Trading Burns also made sense because Carolina, according to league sources with direct knowledge of the situation, wasn’t going to pay him $28.2 million annually like the Giants did.

McCaffrey and Moore already were under contract through 2025.

“You replaced McCaffrey with Chuba [Hubbard], but what you haven’t replaced is his ability to win games on his own when he’s healthy,” one executive said. “From a game-changing standpoint, it did not make sense.”

In search of a solution at quarterback, the Panthers traded with the Jets for Sam Darnold (2021), the Cleveland Browns for Baker Mayfield (2022) and the Bears for the right to pick Young (2023).

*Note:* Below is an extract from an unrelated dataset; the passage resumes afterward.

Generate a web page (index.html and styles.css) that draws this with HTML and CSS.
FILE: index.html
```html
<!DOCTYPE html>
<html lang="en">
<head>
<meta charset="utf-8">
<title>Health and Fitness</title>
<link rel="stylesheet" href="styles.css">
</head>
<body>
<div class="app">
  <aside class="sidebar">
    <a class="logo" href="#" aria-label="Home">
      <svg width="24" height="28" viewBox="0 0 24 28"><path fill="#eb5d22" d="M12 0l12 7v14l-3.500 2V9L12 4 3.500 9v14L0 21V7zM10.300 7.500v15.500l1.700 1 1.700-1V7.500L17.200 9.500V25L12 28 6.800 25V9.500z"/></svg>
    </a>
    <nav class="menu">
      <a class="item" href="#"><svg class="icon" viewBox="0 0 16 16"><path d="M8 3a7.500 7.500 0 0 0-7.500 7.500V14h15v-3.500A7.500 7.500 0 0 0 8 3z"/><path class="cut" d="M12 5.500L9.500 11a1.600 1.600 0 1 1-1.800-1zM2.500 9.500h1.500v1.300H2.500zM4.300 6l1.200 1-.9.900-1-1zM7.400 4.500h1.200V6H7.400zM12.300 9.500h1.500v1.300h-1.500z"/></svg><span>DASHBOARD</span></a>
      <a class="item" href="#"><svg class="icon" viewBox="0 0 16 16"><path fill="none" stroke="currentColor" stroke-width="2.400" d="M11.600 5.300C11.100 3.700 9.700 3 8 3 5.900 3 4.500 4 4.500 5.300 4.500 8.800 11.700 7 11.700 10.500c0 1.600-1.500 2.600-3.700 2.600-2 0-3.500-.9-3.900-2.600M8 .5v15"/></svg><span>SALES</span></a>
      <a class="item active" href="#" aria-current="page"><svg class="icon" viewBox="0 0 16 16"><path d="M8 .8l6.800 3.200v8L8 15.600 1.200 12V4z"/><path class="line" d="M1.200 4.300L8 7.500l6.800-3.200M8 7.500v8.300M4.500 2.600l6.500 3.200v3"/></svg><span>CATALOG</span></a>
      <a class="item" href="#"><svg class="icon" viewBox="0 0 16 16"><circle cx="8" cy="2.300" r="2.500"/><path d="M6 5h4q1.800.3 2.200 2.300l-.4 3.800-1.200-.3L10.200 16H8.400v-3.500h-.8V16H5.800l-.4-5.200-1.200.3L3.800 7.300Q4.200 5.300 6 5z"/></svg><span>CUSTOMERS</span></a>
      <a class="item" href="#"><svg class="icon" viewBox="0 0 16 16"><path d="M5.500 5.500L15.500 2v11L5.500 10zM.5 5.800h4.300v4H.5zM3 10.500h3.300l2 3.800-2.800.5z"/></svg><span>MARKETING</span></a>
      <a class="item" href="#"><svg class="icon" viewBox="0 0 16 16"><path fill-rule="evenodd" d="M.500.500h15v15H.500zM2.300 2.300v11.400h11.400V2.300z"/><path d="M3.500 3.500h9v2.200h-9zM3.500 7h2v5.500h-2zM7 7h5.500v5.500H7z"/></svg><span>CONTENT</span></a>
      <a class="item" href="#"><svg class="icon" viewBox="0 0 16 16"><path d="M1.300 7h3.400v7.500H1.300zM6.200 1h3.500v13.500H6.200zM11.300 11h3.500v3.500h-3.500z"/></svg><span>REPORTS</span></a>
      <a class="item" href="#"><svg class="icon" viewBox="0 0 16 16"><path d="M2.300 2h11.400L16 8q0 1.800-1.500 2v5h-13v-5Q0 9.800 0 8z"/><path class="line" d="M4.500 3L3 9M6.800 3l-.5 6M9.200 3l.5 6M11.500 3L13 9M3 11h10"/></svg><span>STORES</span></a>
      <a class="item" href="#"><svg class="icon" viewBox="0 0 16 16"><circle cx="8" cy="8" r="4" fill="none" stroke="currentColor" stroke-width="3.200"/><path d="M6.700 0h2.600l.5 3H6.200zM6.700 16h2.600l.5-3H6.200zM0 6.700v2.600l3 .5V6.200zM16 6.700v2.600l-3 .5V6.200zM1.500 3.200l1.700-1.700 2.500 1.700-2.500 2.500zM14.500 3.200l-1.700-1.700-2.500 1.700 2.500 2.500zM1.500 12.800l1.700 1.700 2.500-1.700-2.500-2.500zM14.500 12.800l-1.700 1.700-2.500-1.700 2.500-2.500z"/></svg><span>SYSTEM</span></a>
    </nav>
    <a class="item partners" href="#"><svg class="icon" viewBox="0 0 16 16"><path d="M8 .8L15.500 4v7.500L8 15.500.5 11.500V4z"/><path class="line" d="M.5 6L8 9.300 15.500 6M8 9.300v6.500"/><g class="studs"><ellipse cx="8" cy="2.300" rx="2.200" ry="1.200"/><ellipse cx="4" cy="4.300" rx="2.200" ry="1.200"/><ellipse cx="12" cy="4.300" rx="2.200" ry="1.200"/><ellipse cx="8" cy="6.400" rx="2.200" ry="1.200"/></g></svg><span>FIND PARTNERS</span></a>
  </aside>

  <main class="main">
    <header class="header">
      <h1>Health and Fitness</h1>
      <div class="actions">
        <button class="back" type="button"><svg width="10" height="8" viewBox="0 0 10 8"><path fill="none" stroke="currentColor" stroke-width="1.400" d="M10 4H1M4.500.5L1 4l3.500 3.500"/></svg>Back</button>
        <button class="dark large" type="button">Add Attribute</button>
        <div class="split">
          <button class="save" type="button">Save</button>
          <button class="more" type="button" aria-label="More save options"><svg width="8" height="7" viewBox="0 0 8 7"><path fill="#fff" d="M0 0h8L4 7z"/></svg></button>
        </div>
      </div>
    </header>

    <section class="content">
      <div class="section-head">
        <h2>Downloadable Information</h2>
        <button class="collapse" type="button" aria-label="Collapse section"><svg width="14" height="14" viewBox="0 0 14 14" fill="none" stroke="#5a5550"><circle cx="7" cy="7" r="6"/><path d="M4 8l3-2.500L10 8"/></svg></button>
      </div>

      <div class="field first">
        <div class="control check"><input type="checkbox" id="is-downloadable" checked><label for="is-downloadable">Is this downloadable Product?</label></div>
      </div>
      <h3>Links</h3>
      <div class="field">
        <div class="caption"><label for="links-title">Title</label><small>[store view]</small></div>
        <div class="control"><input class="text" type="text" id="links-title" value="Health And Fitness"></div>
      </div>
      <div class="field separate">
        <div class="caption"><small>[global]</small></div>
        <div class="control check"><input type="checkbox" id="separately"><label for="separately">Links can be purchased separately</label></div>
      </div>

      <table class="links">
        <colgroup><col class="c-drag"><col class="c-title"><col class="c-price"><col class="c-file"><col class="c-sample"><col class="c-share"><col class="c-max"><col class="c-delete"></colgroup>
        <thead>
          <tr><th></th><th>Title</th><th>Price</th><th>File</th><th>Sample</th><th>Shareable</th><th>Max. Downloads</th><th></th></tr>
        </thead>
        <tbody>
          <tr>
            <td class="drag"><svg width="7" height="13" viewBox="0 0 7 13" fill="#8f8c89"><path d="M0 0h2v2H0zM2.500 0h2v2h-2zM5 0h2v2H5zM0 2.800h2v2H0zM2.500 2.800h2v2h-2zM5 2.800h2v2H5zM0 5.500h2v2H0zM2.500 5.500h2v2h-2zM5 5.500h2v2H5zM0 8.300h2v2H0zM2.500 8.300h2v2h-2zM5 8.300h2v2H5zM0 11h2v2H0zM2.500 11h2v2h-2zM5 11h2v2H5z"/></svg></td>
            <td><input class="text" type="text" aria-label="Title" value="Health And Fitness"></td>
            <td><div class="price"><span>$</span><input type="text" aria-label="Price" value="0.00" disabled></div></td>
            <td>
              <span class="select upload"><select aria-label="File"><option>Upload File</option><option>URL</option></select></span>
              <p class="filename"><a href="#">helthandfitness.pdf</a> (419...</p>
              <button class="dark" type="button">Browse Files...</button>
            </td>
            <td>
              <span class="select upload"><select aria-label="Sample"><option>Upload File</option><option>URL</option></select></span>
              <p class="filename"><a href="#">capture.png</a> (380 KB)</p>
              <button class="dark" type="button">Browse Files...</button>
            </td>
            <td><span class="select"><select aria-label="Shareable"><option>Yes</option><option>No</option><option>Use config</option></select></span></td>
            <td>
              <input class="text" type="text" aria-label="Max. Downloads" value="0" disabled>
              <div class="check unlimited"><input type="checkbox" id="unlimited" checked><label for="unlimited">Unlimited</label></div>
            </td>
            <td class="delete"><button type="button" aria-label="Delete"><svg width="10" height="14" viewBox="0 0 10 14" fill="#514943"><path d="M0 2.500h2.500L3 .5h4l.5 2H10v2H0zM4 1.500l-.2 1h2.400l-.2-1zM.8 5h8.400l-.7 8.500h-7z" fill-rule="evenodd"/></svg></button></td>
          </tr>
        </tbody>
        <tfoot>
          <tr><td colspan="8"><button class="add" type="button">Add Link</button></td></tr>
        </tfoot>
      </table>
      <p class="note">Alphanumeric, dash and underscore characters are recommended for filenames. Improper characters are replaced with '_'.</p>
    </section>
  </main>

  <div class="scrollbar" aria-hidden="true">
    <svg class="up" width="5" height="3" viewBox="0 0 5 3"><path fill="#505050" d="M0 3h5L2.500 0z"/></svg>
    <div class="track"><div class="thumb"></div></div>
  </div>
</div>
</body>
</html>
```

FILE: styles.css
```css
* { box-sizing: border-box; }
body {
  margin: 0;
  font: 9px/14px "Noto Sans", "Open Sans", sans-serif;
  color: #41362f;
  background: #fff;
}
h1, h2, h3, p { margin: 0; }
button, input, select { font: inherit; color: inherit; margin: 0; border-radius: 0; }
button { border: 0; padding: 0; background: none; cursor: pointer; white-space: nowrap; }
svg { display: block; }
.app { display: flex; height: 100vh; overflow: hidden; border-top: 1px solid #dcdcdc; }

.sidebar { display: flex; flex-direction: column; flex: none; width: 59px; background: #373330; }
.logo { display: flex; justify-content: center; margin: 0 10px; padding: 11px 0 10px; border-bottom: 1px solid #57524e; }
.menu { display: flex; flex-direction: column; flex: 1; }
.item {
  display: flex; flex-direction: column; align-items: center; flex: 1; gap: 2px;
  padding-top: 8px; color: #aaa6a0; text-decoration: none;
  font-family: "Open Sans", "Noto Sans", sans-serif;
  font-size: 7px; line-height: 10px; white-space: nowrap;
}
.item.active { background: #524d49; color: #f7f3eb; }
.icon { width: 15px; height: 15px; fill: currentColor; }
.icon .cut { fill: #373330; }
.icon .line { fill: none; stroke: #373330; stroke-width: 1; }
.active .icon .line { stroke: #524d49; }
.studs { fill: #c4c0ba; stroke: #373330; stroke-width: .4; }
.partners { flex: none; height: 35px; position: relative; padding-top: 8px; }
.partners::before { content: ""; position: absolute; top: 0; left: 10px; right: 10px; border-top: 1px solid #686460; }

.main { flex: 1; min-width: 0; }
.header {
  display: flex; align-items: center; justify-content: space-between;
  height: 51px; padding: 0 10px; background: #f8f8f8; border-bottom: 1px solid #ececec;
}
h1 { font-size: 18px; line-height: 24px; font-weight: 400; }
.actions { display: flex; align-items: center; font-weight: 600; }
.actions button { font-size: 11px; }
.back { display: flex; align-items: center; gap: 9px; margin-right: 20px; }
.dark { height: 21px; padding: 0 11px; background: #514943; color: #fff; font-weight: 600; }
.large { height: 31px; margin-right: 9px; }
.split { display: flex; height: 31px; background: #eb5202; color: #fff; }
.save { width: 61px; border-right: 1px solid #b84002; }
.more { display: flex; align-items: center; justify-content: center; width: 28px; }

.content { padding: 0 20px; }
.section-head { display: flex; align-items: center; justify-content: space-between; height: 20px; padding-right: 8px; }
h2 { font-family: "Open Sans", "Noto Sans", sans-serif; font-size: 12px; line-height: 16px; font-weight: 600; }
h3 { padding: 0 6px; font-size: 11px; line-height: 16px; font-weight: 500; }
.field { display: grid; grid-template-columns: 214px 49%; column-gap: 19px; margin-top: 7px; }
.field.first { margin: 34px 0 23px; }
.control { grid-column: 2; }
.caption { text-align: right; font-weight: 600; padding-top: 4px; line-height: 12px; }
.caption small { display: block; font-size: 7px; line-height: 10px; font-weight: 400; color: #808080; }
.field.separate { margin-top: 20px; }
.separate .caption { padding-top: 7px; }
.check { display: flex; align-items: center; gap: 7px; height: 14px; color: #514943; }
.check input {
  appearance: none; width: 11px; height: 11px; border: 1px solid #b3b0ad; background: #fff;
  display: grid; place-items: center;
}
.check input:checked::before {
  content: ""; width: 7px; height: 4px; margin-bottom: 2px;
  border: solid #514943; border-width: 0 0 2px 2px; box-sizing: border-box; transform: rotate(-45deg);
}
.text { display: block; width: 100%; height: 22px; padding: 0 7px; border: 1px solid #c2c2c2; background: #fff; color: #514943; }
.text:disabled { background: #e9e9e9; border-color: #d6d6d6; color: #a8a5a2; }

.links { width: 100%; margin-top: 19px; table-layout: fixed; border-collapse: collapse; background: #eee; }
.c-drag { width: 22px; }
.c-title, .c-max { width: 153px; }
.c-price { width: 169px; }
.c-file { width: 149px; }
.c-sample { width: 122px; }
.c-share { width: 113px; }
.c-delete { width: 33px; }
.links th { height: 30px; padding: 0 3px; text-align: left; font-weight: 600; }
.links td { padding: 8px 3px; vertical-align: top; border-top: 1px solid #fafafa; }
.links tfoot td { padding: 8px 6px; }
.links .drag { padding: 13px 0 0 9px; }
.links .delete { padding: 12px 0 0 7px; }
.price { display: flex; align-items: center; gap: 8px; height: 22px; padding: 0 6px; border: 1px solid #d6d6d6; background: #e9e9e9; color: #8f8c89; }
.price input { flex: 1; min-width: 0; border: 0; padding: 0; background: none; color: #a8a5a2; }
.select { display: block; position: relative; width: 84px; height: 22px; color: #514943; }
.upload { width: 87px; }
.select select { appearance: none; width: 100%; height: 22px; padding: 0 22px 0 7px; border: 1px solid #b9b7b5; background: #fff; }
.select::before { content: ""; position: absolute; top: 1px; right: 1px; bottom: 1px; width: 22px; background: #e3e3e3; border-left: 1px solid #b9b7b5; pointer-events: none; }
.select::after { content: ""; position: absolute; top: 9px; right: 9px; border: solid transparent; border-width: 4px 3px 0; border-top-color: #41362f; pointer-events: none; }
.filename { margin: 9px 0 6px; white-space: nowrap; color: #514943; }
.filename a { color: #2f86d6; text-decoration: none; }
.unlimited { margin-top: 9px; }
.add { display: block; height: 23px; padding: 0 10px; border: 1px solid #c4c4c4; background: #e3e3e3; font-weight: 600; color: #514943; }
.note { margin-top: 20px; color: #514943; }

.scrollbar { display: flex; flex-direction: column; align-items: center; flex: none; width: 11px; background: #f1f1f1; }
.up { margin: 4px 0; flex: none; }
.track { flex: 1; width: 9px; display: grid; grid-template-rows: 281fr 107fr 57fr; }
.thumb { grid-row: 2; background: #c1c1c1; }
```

Multiple executives agreed those moves set the Panthers further behind.

The result is a team in search of an identity with no quick path to finding it.

“What is their foundation? What is their standard?” one executive said. “I don’t know. Maybe from the inside they know, but from the outside you don’t really know when you watch them play.”

Morgan’s goal before the draft was to find physical, aggressive players. First-year coach Dave Canales says he wants to build around the run game.

But without the star players Carolina has moved on from, all agreed it will take time.

That’s something owner David Tepper seems to accept now, according to multiple league sources familiar with the situation, understanding that the constant turnover of coaches and GMs contributed to this situation.

That’s why Clowney was so surprised to learn the organization had moved on from four straight first-rounders.

“The teams that are constantly in turmoil are there because they don’t have stability,” one executive said. “If you don’t draft well and build a culture the right way … it’s just the blind leading the blind in the locker room.”